For example, referring to FIG. 1B, when current flows in a first direction, atoms or molecules in the second electrode 102b may lose electrons (e⁻). This may create ions, in this example positive ions, or cations. These ions may travel through the electrolyte layer 104 to the first electrode 102a. At the first electrode 102a, the ions may gain electrons and react to form atoms or molecules. As ions travel from the second electrode 102b to the first electrode 102a, the second electrode 102b may lose mass and the first electrode 102a may gain mass. This will cause the first electrode 102a to expand and the second electrode 102b to contract, as shown in FIG. 1B. The dotted lines in FIG. 1B show the original contour of the electrodes 102a, 102b before their expansion and contraction.

Similarly, referring to FIG. 1C, when current flows in the opposite direction, atoms or molecules in the first electrode 102a may lose electrons (e⁻) and create positive ions. These positive ions may travel through the electrolyte layer 104 to the second electrode 102b. At the second electrode 102b, the ions may gain electrons and react to form atoms or molecules. As ions travel from the first electrode 102a to the second electrode 102b, the first electrode 102a will lose mass and the second electrode 102b will gain mass. This will cause the second electrode 102b to expand and the first electrode 102a to contract. The dotted lines in FIG. 1C show the original contour of the electrodes 102a, 102b before their expansion and contraction.

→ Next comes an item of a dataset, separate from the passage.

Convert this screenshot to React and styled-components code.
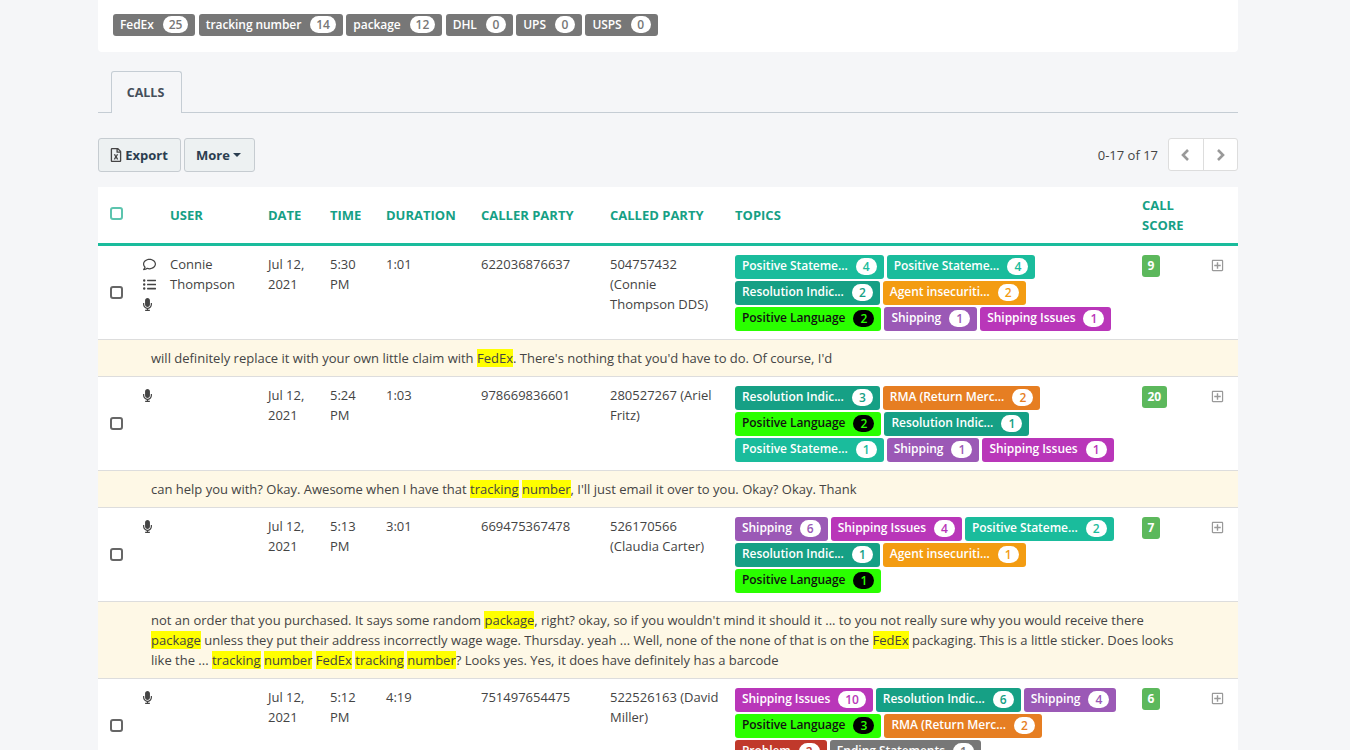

The electrodes 102a, 102b and electrolyte 104 may be fabricated from any material or materials that will provide the above-described functionality. Thus, the electrodes 102a, 102b and electrolyte 104 are not limited to any specific material or materials.

In selected embodiments, each of the electrodes 102a, 102b may contain silver and the electrolyte layer 104 may contain a silver-ion conductor, such as rubidium silver iodide (RbAg₄I₅). Rubidium silver iodide in particular is extremely conductive to silver ions and is considered a super ion conductor. As an alternating current is applied to the first and second electrodes 102a, 102b, the silver in the electrodes 102a, 102b will be ionized to form silver ions (Ag+). These silver ions will flow back and forth through the electrolyte layer 104 to expand and contract the first and second electrodes 102a, 102b. This will cause the mechanical oscillator 100 to oscillate or vibrate. Stated otherwise, as the silver ions flow back and forth through the electrolyte layer 104, the electrodes 102a, 102b will lose and gain mass, causing the mechanical oscillator 100 to vibrate. The frequency of oscillation or vibration may be modified by simply adjusting the frequency of the alternating current.

Referring to FIG. 2A, another embodiment of an electrochemical-based mechanical oscillator 100 is illustrated. In this embodiment, the mechanical oscillator 100 includes first and second electrodes 102a, 102b and an electrolyte layer 104 to conduct ions between the first and second electrodes 102a, 102b. A chamber 200a, 200b may be provided proximate one or more of the first and second electrodes 102a, 102b. In selected embodiments, the walls 204a, 204b of the chambers 200a, 200b may be constructed from a resilient material, such as spring steel. This will allow the chambers 200a, 200b to expand and contract without permanently deforming.

Like the previous example, an AC power source 106 may be provided to create an alternating current between the first and second electrodes 102a, 102b. This alternating current will cause ions to travel back and forth between the first and second electrodes 102a, 102b. The flow of ions will cause a fluid to be alternately generated and consumed in one or more of the chambers 200a, 200b, thereby causing the chambers 200a, 200b to expand and contract. This will create a desired oscillation or vibration.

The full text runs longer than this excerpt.